AI Web Data Collection: A Comprehensive Guide for 2025

14 MIN READ

Published: April 24, 2025

Coronium Technical Research Team

AI & Data Collection Specialists

The development of advanced AI models begins with high-quality training data. As AI systems become increasingly sophisticated, the demand for diverse, representative, and ethically sourced web data continues to grow. Our technical team, with over 5 years of experience in data extraction and proxy infrastructure, has compiled this comprehensive guide to help you master the complex process of collecting web data for AI and machine learning applications.

What You'll Learn

How to design an effective AI data collection strategy
Technical challenges and solutions for large-scale data gathering
Ethical and legal frameworks for responsible data collection
Advanced proxy infrastructure for uninterrupted data access

Data quality assessment and validation techniques
Preprocessing pipelines for machine learning applications
Practical code examples and implementation strategies
Cost-optimization for large-scale data operations

Introduction to AI Web Data Collection

The artificial intelligence revolution is fueled by data. From natural language processing models that power virtual assistants to computer vision systems that enable autonomous vehicles, AI's capabilities are directly proportional to the quality and quantity of data used for training. Web data, with its vast scope and diversity, has become an invaluable resource for AI development across industries.

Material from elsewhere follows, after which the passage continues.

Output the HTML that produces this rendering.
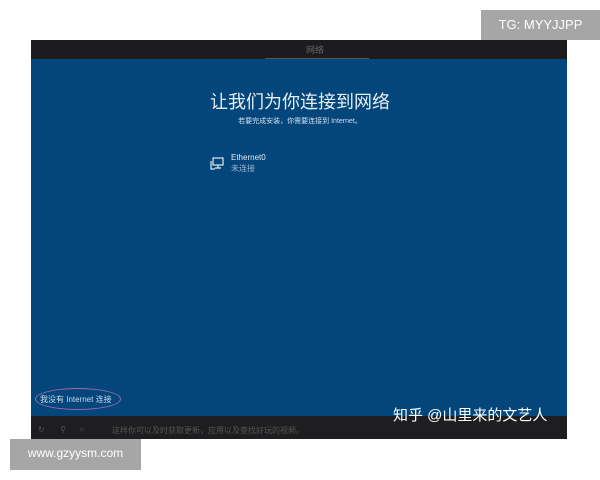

In 2025, as AI models grow increasingly sophisticated, the methods for collecting training data must evolve accordingly. Simple web scraping approaches are no longer sufficient for gathering the comprehensive, unbiased, and ethically sourced datasets needed for advanced AI applications. This guide explores the nuanced landscape of AI web data collection, offering technical insights and practical strategies for extracting maximum value while navigating the complex challenges of this critical process.

Whether you're building recommendation systems, natural language processors, computer vision models, or predictive analytics tools, the foundation of your AI's success lies in the data collection methodology you employ. Let's examine how to master this essential discipline.

Strategic Planning for AI Data Collection

Before writing a single line of collection code, developing a comprehensive strategy is crucial. This planning phase will guide all subsequent technical decisions and help ensure your efforts result in valuable training data.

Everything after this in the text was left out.